**Exercise goal:**
Make an exact copy of all the entries, with the pictures left out.

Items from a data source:
################
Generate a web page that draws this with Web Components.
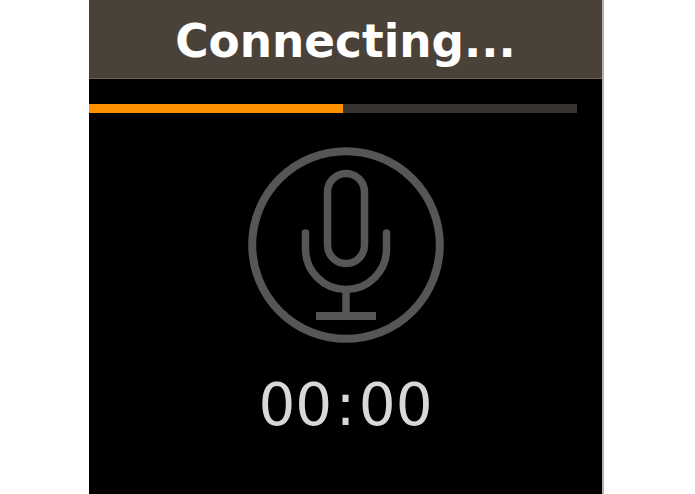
<!DOCTYPE html>
<html>
<head>
<meta charset="utf-8">
<title>Connecting</title>
<style>
    html, body {
        margin: 0;
        height: 100%;
        background: #fff;
        overflow: hidden;
    }
</style>
</head>
<body>
<call-panel>
    <call-header>Connecting...</call-header>
    <call-progress value="52"></call-progress>
    <mic-icon></mic-icon>
    <call-timer>00<span>:</span>00</call-timer>
</call-panel>
<script>
class CallPanel extends HTMLElement {
    constructor() {
        super();
        this.attachShadow({ mode: 'open' });
        this.shadowRoot.innerHTML = `
        <style>
            :host {
                display: flex;
                flex-direction: column;
                box-sizing: content-box;
                width: 513px;
                height: 494px;
                margin-left: 89px;
                background: #000;
                border-right: 2px solid #b5b1a8;
                overflow: hidden;
            }
        </style>
        <slot></slot>
        `;
    }
}

class CallHeader extends HTMLElement {
    constructor() {
        super();
        this.attachShadow({ mode: 'open' });
        this.shadowRoot.innerHTML = `
        <style>
            :host {
                display: flex;
                justify-content: center;
                align-items: center;
                flex: none;
                box-sizing: border-box;
                height: 79px;
                padding-top: 5px;
                background: #4a4238;
                border-bottom: 1px solid #6e6250;
                color: #fff;
                font: bold 45.4px/1 "DejaVu Sans", Verdana, sans-serif;
            }
        </style>
        <slot></slot>
        `;
    }
}

class CallProgress extends HTMLElement {
    constructor() {
        super();
        this.attachShadow({ mode: 'open' });
        this.shadowRoot.innerHTML = `
        <style>
            :host {
                display: block;
                flex: none;
                height: 9px;
                margin: 25px 25px 0 0;
                background: #38332e;
            }
            .fill {
                height: 100%;
                background: #ff9000;
            }
        </style>
        <div class="fill"></div>
        `;
    }

    connectedCallback() {
        this.shadowRoot.querySelector('.fill').style.width = this.getAttribute('value') + '%';
    }
}

class MicIcon extends HTMLElement {
    constructor() {
        super();
        this.attachShadow({ mode: 'open' });
        this.shadowRoot.innerHTML = `
        <style>
            :host {
                display: block;
                flex: none;
                width: 196px;
                height: 196px;
                margin: 34px auto 0;
            }
            svg {
                display: block;
            }
        </style>
        <svg width="196" height="196" viewBox="0 0 196 196" fill="none" stroke="#565656" stroke-width="7.5">
            <circle cx="98" cy="98" r="93.8" stroke-width="8"/>
            <rect x="79.5" y="26.5" width="37" height="90" rx="18.5"/>
            <path d="M57.5 86 V102 A40.5 40.5 0 0 0 138.5 102 V86" stroke-linecap="round"/>
            <path d="M98 143 V166"/>
            <path d="M68 169 H128" stroke-width="8"/>
        </svg>
        `;
    }
}

class CallTimer extends HTMLElement {
    constructor() {
        super();
        this.attachShadow({ mode: 'open' });
        this.shadowRoot.innerHTML = `
        <style>
            :host {
                display: block;
                flex: none;
                margin-top: 27px;
                text-align: center;
                color: #d8d8d8;
                font: 58px/70px "DejaVu Sans", Verdana, sans-serif;
            }
            ::slotted(span) {
                margin: 0 3.5px;
            }
        </style>
        <slot></slot>
        `;
    }
}

customElements.define('call-panel', CallPanel);
customElements.define('call-header', CallHeader);
customElements.define('call-progress', CallProgress);
customElements.define('mic-icon', MicIcon);
customElements.define('call-timer', CallTimer);
</script>
</body>
</html>
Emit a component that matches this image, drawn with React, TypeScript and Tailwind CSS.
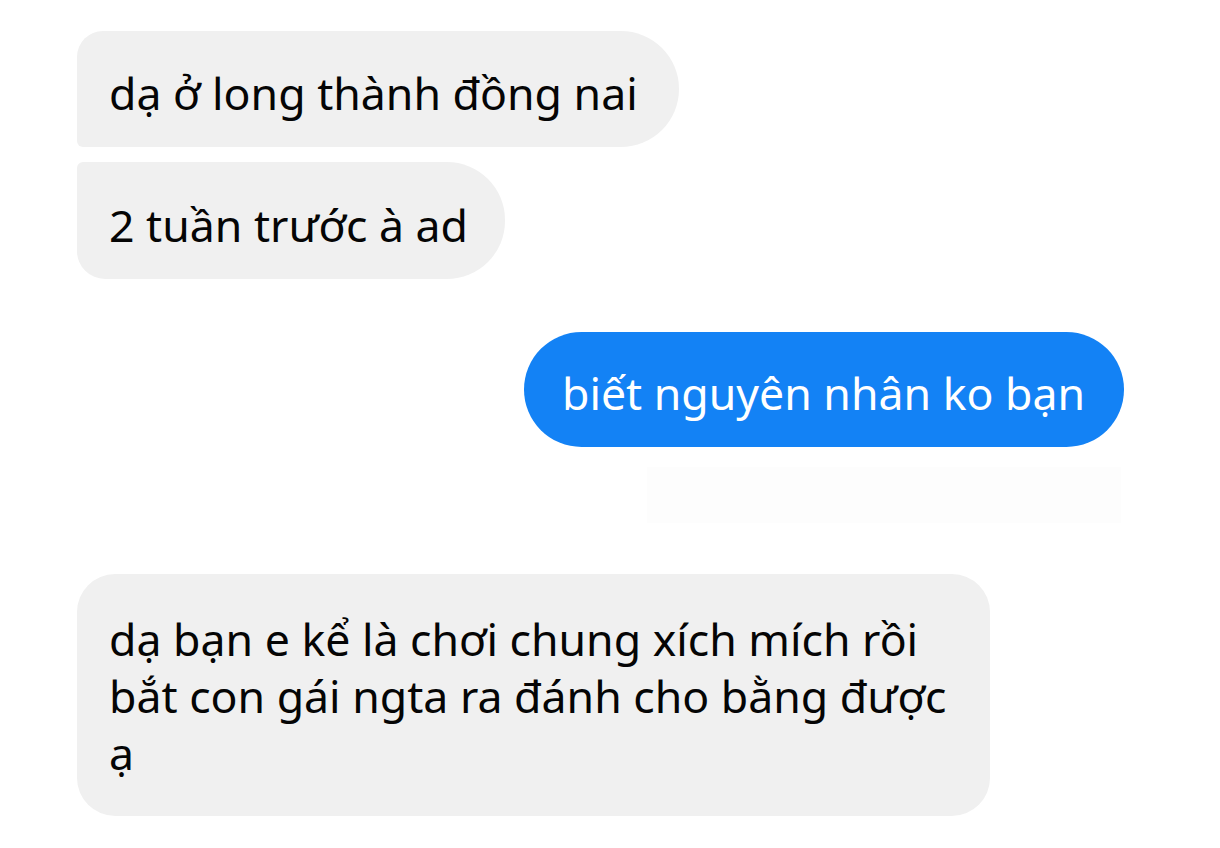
################
**Written response:**
Generate a web page that draws this with Web Components.
<!DOCTYPE html>
<html>
<head>
<meta charset="utf-8">
<title>Connecting</title>
<style>
    html, body {
        margin: 0;
        height: 100%;
        background: #fff;
        overflow: hidden;
    }
</style>
</head>
<body>
<call-panel>
    <call-header>Connecting...</call-header>
    <call-progress value="52"></call-progress>
    <mic-icon></mic-icon>
    <call-timer>00<span>:</span>00</call-timer>
</call-panel>
<script>
class CallPanel extends HTMLElement {
    constructor() {
        super();
        this.attachShadow({ mode: 'open' });
        this.shadowRoot.innerHTML = `
        <style>
            :host {
                display: flex;
                flex-direction: column;
                box-sizing: content-box;
                width: 513px;
                height: 494px;
                margin-left: 89px;
                background: #000;
                border-right: 2px solid #b5b1a8;
                overflow: hidden;
            }
        </style>
        <slot></slot>
        `;
    }
}

class CallHeader extends HTMLElement {
    constructor() {
        super();
        this.attachShadow({ mode: 'open' });
        this.shadowRoot.innerHTML = `
        <style>
            :host {
                display: flex;
                justify-content: center;
                align-items: center;
                flex: none;
                box-sizing: border-box;
                height: 79px;
                padding-top: 5px;
                background: #4a4238;
                border-bottom: 1px solid #6e6250;
                color: #fff;
                font: bold 45.4px/1 "DejaVu Sans", Verdana, sans-serif;
            }
        </style>
        <slot></slot>
        `;
    }
}

class CallProgress extends HTMLElement {
    constructor() {
        super();
        this.attachShadow({ mode: 'open' });
        this.shadowRoot.innerHTML = `
        <style>
            :host {
                display: block;
                flex: none;
                height: 9px;
                margin: 25px 25px 0 0;
                background: #38332e;
            }
            .fill {
                height: 100%;
                background: #ff9000;
            }
        </style>
        <div class="fill"></div>
        `;
    }

    connectedCallback() {
        this.shadowRoot.querySelector('.fill').style.width = this.getAttribute('value') + '%';
    }
}

class MicIcon extends HTMLElement {
    constructor() {
        super();
        this.attachShadow({ mode: 'open' });
        this.shadowRoot.innerHTML = `
        <style>
            :host {
                display: block;
                flex: none;
                width: 196px;
                height: 196px;
                margin: 34px auto 0;
            }
            svg {
                display: block;
            }
        </style>
        <svg width="196" height="196" viewBox="0 0 196 196" fill="none" stroke="#565656" stroke-width="7.5">
            <circle cx="98" cy="98" r="93.8" stroke-width="8"/>
            <rect x="79.5" y="26.5" width="37" height="90" rx="18.5"/>
            <path d="M57.5 86 V102 A40.5 40.5 0 0 0 138.5 102 V86" stroke-linecap="round"/>
            <path d="M98 143 V166"/>
            <path d="M68 169 H128" stroke-width="8"/>
        </svg>
        `;
    }
}

class CallTimer extends HTMLElement {
    constructor() {
        super();
        this.attachShadow({ mode: 'open' });
        this.shadowRoot.innerHTML = `
        <style>
            :host {
                display: block;
                flex: none;
                margin-top: 27px;
                text-align: center;
                color: #d8d8d8;
                font: 58px/70px "DejaVu Sans", Verdana, sans-serif;
            }
            ::slotted(span) {
                margin: 0 3.5px;
            }
        </style>
        <slot></slot>
        `;
    }
}

customElements.define('call-panel', CallPanel);
customElements.define('call-header', CallHeader);
customElements.define('call-progress', CallProgress);
customElements.define('mic-icon', MicIcon);
customElements.define('call-timer', CallTimer);
</script>
</body>
</html>
Emit a component that matches this image, drawn with React, TypeScript and Tailwind CSS.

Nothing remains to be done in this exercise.